Thursday 1 February 2018

The Road, book review. (Cormac McCarthy)

Okay, so this is an interesting book, it's interesting because it breaks the rule; it's also frustrating for that very same reason.
The book is about a man and a young boy making their way south, along, The Road. There isn't much to see and very little to do, other than hide from any would-be criminals and scavenge for food and water.
The book paints a very bleak future of a world that has been ravaged by . . .? Well, we don't know, it's just ravaged, and our two main characters, er! lets just call them, the man and the boy, because that's what they're called in the book, have their entire life in a shopping cart.
As they move ever closer to the sea, they have to hide, fight, run, lose all their possessions, get them back again and more.
The sense of isolation here, of hopelessness, is akin to John Wyndham's, The Day of the Triffids, and really punches through.
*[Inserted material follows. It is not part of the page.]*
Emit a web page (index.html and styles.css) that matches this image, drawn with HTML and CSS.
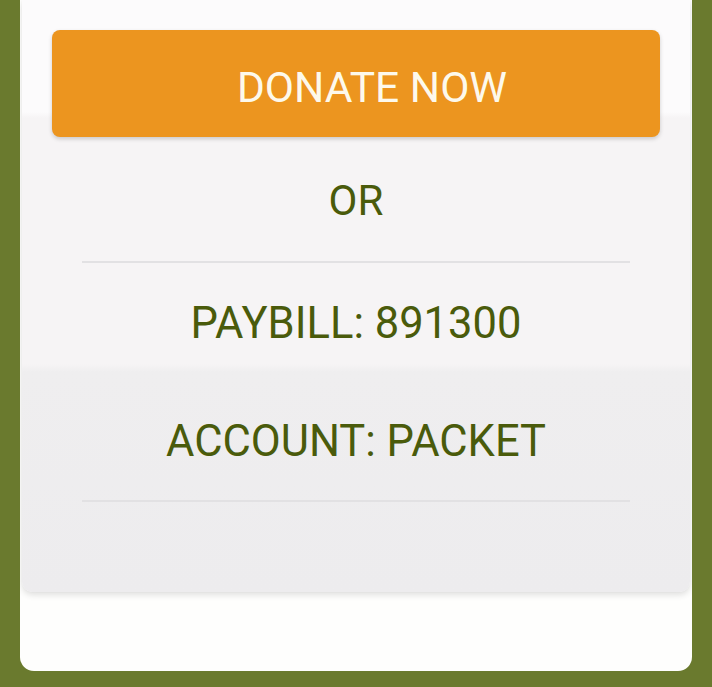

The suspense: when they see or hear other humans, enter what they hope are unoccupied buildings, descend into cellars, where the man finds fresh clean drinking water, all have you biting your nails in anticipation, but, and this is where I feel the book lets itself down, it's all a bit too bland.
The world is grey, covered in ash, the sun never penetrates and the nights are cold, very cold, (it's because of the cold that the man and boy are heading south), but it's bland to the point of annoyance.
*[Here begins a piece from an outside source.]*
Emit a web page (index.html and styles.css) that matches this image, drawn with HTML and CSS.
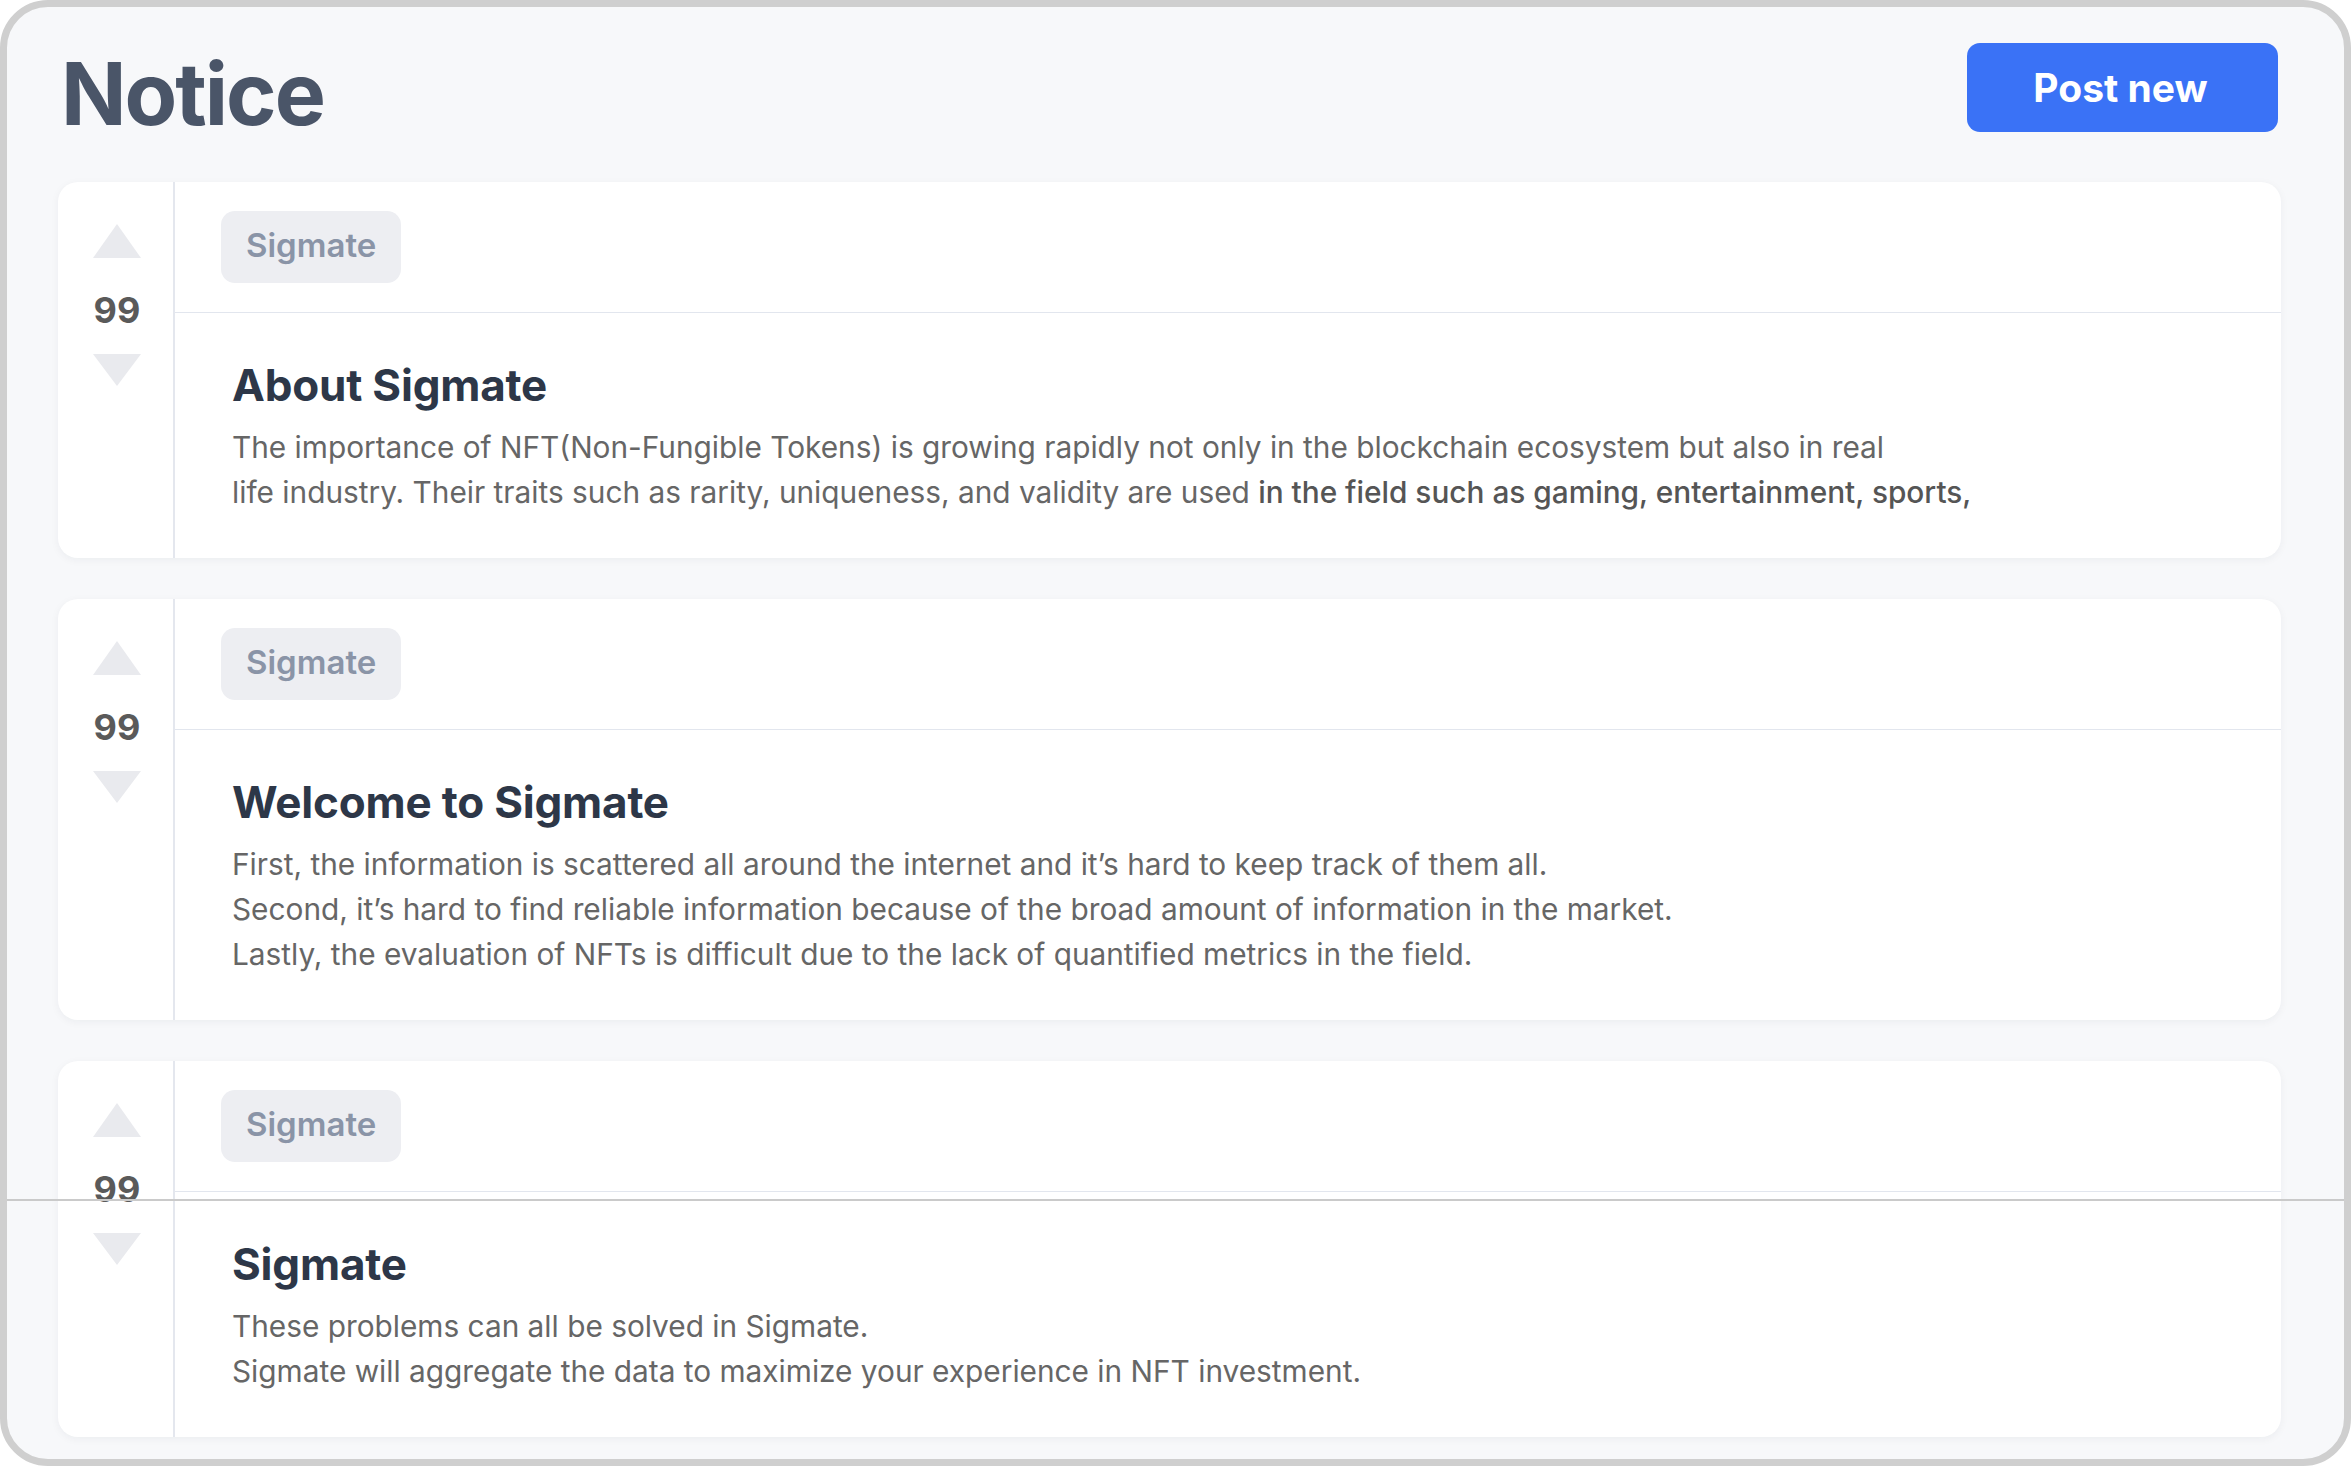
FILE: index.html
```html
<!DOCTYPE html>
<html lang="en">
<head>
<meta charset="utf-8">
<title>Notice</title>
<link rel="stylesheet" href="styles.css">
</head>
<body>
<div class="frame">
  <div class="header">
    <h1 class="page-title">Notice</h1>
    <button class="post-btn">Post new</button>
  </div>
  <div class="list">
    <div class="card">
      <div class="vote">
        <span class="tri up"></span>
        <span class="count">99</span>
        <span class="tri down"></span>
      </div>
      <div class="main">
        <div class="card-top"><span class="tag">Sigmate</span></div>
        <div class="card-body">
          <h2 class="card-title">About Sigmate</h2>
          <p class="card-text">The importance of NFT(Non-Fungible Tokens) is growing rapidly not only in the blockchain ecosystem but also in real<br>life industry. Their traits such as rarity, uniqueness, and validity are used <span class="em">in the field such as gaming, entertainment, sports,</span></p>
        </div>
      </div>
    </div>
    <div class="card">
      <div class="vote">
        <span class="tri up"></span>
        <span class="count">99</span>
        <span class="tri down"></span>
      </div>
      <div class="main">
        <div class="card-top"><span class="tag">Sigmate</span></div>
        <div class="card-body">
          <h2 class="card-title">Welcome to Sigmate</h2>
          <p class="card-text">First, the information is scattered all around the internet and it’s hard to keep track of them all.<br>Second, it’s hard to find reliable information because of the broad amount of information in the market.<br>Lastly, the evaluation of NFTs is difficult due to the lack of quantified metrics in the field.</p>
        </div>
      </div>
    </div>
    <div class="card">
      <div class="vote">
        <span class="tri up"></span>
        <span class="count">99</span>
        <span class="tri down"></span>
      </div>
      <div class="main">
        <div class="card-top"><span class="tag">Sigmate</span></div>
        <div class="card-body">
          <h2 class="card-title">Sigmate</h2>
          <p class="card-text">These problems can all be solved in Sigmate.<br>Sigmate will aggregate the data to maximize your experience in NFT investment.</p>
        </div>
      </div>
    </div>
  </div>
  <div class="scan-line"></div>
</div>
</body>
</html>
```

FILE: styles.css
```css
* { box-sizing: border-box; }
html, body { margin: 0; padding: 0; }
body {
  width: 2351px;
  height: 1466px;
  overflow: hidden;
  background: #ffffff;
  font-family: Inter, "Noto Sans", "Liberation Sans", sans-serif;
}
.frame {
  position: relative;
  width: 2351px;
  height: 1466px;
  border: 7px solid #cfcfcf;
  border-radius: 48px;
  background: #f7f8fa;
  padding: 36px 63px 0 51px;
  overflow: hidden;
}
.header {
  display: flex;
  justify-content: space-between;
  align-items: flex-start;
  margin-bottom: 44px;
}
.page-title {
  margin: 8px 0 0 3px;
  font-size: 86px;
  line-height: 87px;
  font-weight: 700;
  color: #4a5568;
  letter-spacing: -2px;
}
.post-btn {
  margin: 0 3px 0 0;
  width: 311px;
  height: 89px;
  border: none;
  border-radius: 13px;
  background: #3a72f6;
  color: #ffffff;
  font-family: Inter, "Noto Sans", sans-serif;
  font-size: 39px;
  font-weight: 700;
  padding: 0 4px 0 0;
}
.list {
  display: flex;
  flex-direction: column;
  gap: 41px;
}
.card {
  display: flex;
  background: #ffffff;
  border-radius: 20px;
  box-shadow: 0 2px 8px rgba(20, 30, 60, 0.05);
  overflow: hidden;
}
.vote {
  width: 117px;
  flex: none;
  border-right: 2px solid #e4e7ee;
  display: flex;
  flex-direction: column;
  align-items: center;
  padding-top: 42px;
  padding-left: 3px;
}
.tri {
  width: 0;
  height: 0;
  border-left: 24px solid transparent;
  border-right: 24px solid transparent;
}
.tri.up { border-bottom: 34px solid #e9eaee; }
.tri.down { border-top: 32px solid #e9eaee; }
.count {
  margin: 34px 0 26px;
  font-size: 36px;
  line-height: 36px;
  font-weight: 700;
  color: #5a5a5a;
}
.main {
  flex: 1;
  display: flex;
  flex-direction: column;
}
.card-top {
  padding: 29px 46px;
  border-bottom: 1px solid #e2e6ee;
}
.tag {
  display: inline-flex;
  align-items: center;
  height: 72px;
  padding: 0 25px 4px;
  border-radius: 14px;
  background: #edeef2;
  color: #8a94a7;
  font-size: 33px;
  font-weight: 600;
}
.card-body {
  padding: 46px 58px 43px 57px;
}
.card-title {
  margin: 0 0 14px;
  font-size: 44px;
  line-height: 52px;
  font-weight: 700;
  color: #2d3748;
  letter-spacing: -0.2px;
}
.card-text {
  margin: 0;
  font-size: 29.8px;
  line-height: 45px;
  font-weight: 400;
  color: #666666;
}
.card-text .em {
  font-weight: 500;
  color: #555555;
}
.scan-line {
  position: absolute;
  left: 0;
  right: 0;
  top: 1192px;
  height: 2px;
  background: #cacaca;
}
```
Back to my opening statement: this book breaks too many rules, well, it does in my opinion.
Books are supposed to have a beginning middle and an end, this one only has an end; the whole thing feels like the last few hundred pages of a much longer manuscript.
Not naming the characters, okay, fine, but without that, they lose some of their humanity, their identity, and you sort of stop routing for them, and my biggest gripe? No speech marks! Why? Why, why, why, do authors and/or publishers think this is okay? It's not clever, it's just bloody annoying.
So, in summary, it's a book about a world we don't know, with people we don't know, or get to know, travelling south to a place we don't know, with no speech marks.
For the sense of isolation and the tension created when the man goes into the cellar and confronts a would be attacker, and the fact that it is short and doesn't take long to read, I’ll give this one three stars.